This week Facebook admitted to wrongly sharing the personal data of thousands of app users with thousands of developers. The issue here isn’t as simple as Facebook selling your personal information to advertisers, or Facebook allowing political advertisers to publish inaccuracies and lies on their platforms. Instead, it’s more like a little mistake. A little mistake that lends more evidence to the idea that when a company is as big as Facebook, a little mistake can have big consequences.
Facebook revealed this week that they’d found an “issue” with their 3rd-party developer software that enabled Facebook sign-in. If you use an app and you opt to sign-in to that app with your Facebook account, this could have affected you, specifically.
Facebook’s reveal of this “issue” was wrapped in a blog post about how they’re attempting to improve data sharing limits. In this release, Facebook said that they’d changed the timeframe in which apps can access a user’s login information and Facebook information.

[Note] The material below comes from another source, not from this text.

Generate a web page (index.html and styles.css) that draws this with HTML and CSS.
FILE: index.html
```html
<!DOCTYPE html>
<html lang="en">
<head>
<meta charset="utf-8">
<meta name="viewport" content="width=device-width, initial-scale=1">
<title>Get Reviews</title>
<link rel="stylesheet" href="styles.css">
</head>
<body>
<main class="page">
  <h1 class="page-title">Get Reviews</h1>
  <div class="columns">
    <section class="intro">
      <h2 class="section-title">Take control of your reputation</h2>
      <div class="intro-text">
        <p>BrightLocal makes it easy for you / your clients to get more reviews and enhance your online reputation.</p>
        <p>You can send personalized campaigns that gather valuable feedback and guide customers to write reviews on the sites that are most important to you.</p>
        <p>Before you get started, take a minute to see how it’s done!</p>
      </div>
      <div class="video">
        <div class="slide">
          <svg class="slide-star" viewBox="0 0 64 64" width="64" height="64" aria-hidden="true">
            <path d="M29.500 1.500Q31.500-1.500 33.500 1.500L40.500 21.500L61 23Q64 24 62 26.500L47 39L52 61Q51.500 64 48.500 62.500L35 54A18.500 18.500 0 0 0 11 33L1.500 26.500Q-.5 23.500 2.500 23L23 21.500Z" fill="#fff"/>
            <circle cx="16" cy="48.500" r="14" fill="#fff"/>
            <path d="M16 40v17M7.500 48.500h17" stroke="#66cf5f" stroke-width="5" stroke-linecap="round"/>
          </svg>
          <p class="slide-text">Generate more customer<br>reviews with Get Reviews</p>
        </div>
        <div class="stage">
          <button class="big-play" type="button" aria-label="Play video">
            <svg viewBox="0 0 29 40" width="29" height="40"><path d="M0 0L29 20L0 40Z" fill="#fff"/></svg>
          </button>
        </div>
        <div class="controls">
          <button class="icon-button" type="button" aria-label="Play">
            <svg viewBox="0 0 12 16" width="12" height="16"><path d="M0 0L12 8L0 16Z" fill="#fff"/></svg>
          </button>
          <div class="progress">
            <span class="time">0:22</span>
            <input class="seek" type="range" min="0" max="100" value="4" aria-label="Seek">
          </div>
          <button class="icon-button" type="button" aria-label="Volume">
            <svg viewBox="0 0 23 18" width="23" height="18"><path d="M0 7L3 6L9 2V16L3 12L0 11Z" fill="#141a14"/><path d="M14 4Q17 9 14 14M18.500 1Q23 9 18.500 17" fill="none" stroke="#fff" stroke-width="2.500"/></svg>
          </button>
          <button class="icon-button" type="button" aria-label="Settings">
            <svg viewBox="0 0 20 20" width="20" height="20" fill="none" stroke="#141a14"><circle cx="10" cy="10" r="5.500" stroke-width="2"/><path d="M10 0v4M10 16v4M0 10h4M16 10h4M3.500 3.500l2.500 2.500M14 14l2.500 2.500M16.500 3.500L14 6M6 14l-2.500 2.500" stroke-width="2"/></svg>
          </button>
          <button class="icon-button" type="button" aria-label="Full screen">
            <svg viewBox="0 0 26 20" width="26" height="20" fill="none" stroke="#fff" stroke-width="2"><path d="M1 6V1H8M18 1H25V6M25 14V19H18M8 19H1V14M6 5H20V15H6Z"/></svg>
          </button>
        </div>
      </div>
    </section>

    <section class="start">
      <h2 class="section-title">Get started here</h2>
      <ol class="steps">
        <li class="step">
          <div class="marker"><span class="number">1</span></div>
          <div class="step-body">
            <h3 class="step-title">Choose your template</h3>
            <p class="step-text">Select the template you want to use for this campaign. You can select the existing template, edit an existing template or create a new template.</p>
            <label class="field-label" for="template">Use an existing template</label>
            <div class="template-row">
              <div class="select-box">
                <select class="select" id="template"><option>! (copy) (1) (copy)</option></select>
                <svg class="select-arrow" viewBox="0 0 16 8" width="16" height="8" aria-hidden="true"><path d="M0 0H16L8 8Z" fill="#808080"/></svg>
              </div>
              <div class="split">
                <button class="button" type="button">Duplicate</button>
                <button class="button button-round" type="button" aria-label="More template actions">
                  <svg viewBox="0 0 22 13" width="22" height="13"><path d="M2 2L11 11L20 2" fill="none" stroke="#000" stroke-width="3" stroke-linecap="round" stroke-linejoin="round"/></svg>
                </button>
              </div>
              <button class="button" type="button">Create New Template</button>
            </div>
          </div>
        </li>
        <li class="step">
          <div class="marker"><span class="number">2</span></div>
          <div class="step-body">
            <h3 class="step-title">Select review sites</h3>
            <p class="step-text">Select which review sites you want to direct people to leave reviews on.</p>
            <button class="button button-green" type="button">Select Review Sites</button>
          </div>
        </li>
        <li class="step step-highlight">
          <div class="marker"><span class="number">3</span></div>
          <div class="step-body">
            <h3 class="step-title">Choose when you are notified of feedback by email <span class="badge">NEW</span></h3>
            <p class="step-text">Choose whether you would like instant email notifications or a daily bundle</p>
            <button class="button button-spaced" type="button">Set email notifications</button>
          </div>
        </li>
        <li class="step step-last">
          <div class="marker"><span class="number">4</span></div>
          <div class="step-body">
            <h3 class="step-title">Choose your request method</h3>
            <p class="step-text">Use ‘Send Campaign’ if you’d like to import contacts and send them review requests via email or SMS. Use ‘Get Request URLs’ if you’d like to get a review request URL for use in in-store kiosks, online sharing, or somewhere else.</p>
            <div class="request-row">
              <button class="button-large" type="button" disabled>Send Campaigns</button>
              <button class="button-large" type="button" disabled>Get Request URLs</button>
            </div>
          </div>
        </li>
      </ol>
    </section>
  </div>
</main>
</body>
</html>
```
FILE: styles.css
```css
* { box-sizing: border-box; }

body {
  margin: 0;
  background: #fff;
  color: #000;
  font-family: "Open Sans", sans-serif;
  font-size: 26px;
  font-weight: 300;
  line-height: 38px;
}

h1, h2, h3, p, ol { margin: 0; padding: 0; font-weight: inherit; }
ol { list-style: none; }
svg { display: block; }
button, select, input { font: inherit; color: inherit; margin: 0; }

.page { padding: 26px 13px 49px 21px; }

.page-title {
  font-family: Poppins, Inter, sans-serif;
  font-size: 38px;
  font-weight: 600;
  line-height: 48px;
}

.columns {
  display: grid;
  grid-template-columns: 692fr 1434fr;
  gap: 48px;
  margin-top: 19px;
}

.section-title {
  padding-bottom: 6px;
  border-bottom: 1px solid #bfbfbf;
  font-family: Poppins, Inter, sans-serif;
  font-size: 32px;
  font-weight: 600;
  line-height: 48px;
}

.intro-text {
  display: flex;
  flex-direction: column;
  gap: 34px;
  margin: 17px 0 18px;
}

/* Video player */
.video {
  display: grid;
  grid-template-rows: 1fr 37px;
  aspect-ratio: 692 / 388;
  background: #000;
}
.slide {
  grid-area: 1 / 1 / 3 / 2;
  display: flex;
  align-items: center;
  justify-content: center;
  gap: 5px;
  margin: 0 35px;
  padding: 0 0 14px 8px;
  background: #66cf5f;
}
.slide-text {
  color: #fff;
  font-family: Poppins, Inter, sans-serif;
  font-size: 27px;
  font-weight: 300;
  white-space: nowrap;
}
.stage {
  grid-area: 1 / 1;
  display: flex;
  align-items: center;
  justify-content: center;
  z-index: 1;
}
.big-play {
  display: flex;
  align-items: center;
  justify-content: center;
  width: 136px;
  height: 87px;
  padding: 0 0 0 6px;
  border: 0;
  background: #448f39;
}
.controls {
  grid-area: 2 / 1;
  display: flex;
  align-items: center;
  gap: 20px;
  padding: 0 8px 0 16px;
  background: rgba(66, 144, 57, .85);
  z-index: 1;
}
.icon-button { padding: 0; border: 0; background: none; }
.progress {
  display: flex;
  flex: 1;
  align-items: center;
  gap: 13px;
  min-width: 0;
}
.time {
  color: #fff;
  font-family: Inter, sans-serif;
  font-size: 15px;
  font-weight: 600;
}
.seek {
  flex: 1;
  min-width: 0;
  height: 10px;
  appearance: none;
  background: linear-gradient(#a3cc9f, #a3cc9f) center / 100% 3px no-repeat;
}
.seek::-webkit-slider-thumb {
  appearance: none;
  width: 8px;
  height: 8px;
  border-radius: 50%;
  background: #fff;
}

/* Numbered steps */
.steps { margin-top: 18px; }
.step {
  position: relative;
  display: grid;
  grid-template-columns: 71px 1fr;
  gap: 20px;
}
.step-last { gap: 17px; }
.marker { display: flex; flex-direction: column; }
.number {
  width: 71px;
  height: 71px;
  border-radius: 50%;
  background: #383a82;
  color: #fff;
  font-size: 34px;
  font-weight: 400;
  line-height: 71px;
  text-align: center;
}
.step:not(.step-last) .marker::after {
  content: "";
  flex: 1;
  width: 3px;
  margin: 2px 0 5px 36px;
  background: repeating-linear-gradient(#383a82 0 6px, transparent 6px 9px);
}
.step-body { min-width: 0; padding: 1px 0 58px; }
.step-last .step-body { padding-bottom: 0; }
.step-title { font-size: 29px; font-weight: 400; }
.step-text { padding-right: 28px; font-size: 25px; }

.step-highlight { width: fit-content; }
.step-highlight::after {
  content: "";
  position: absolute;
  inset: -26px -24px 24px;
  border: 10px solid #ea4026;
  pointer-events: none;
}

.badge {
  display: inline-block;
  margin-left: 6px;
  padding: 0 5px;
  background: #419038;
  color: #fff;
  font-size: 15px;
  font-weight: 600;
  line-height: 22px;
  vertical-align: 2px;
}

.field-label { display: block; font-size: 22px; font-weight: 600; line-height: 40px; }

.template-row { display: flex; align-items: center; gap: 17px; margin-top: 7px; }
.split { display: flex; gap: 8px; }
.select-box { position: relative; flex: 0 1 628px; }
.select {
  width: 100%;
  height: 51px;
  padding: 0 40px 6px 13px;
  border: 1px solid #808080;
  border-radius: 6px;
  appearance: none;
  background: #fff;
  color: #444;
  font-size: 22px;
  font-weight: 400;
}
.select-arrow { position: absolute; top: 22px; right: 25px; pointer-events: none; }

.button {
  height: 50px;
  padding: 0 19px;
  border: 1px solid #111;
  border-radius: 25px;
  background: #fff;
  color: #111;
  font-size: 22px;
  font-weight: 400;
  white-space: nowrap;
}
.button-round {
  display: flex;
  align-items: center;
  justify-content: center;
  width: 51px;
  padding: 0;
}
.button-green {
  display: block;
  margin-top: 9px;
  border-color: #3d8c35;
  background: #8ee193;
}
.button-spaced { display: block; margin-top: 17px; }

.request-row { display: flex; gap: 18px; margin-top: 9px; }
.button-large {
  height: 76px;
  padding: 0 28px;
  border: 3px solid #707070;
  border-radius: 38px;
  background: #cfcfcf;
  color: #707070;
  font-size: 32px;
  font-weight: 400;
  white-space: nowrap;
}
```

Per Facebook’s latest update, they suggest that a change happened in 2018 that’d limit an app’s ability to access updates to Facebook sign-in information to 90 days after the user last logged in to said app. If you logged in to an app with a Facebook account, then did not use that app for 90 days, that app was supposed to lose all access to any updates to your Facebook login information.
Now, to be fair, here, the apps would not have access to any information that the user did not authorize them to have in the first place. But because the information Facebook uses is personal, every inconsistency in their handling of said data must be scrutinized to the nth degree.
Per Konstantinos Papamiltiadis, VP of Platform Partnerships, “We fixed the issue the day after we found it.”
But before then, “for the last several months of data we have available, we currently estimate this issue enabled approximately 5,000 developers to continue receiving information — for example, language or gender — beyond 90 days of inactivity as recognized by our systems.”